Marx claimed that the point of philosophy was not just to interpret the world but to change it. What does the concept of overdetermination have to say about working class political struggle and the route to socialism/communism?
Being (or materialism) is the site of an infinite set of different and mutually co-determining processes whose combined determinations create life and propel it in contradictory directions. Their determinations come together to literally create the way we think about the world we live in. Hence our thinking has no prior existence to these determinations but rather is the combined result of them all. The same kind of logic argues that each of the determining processes is also determined by the effects emanating from thinking and from the other processes as well.

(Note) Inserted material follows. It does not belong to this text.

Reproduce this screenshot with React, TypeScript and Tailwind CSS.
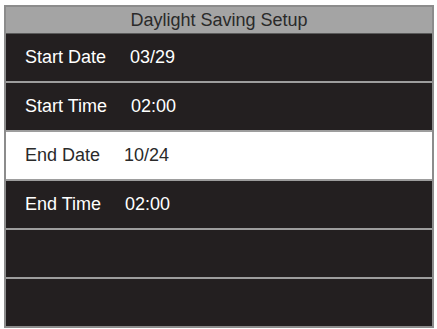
const ROWS: { label: string; value: string; selected?: boolean }[] = [
  { label: 'Start Date', value: '03/29' },
  { label: 'Start Time', value: '02:00' },
  { label: 'End Date', value: '10/24', selected: true },
  { label: 'End Time', value: '02:00' },
  { label: '', value: '' },
  { label: '', value: '' },
];

export default function App() {
  return (
    <div className="h-[329px] w-[437px] bg-white pl-[4px] pt-[5px] font-['Liberation_Sans',Arial,sans-serif]">
      <div className="flex w-[430px] flex-col border-2 border-[#8c8c8c] bg-[#231f20]">
        <div className="flex h-[27px] items-center justify-center border-b border-[#5a5a5a] bg-[#a4a4a4] text-[18px] text-[#2a2a2a]">
          Daylight Saving Setup
        </div>
        {ROWS.map((row, i) => (
          <div
            key={i}
            className={`flex items-center gap-6 pl-[19px] text-[18px] ${
              i < ROWS.length - 1 ? 'h-[49px] border-b-2 border-[#9d9d9d]' : 'h-[47px]'
            } ${row.selected ? 'bg-white text-[#2a2a2a]' : 'bg-[#231f20] text-white'}`}
          >
            {row.label && <span>{row.label}</span>}
            {row.value && <span>{row.value}</span>}
          </div>
        ))}
      </div>
    </div>
  );
}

To think in a particular way, say a Marxist way, is to change materiality in two ways: 1.it changes one of its constituting aspects – that of thinking (class is thought to be an aspect of materiality) and 2. It changes all the other (economic, political, cultural, and natural) processes as well (for thinking is a partial cause of them). Material life thus changes in these two ways and those changes feedback to alter thinking (which then changes material life yet again in an endless dialectical process). Understood in this way, a change in thinking always changes the world. A move to a Marxian way of thinking changes the world in its particular way. The hope is that Marxian theory not only persuades workers that their unpaid surplus labor is the source of gross profits in industry, but also moves them to alter society in a particular way, namely to eliminate this class exploitation from their lives.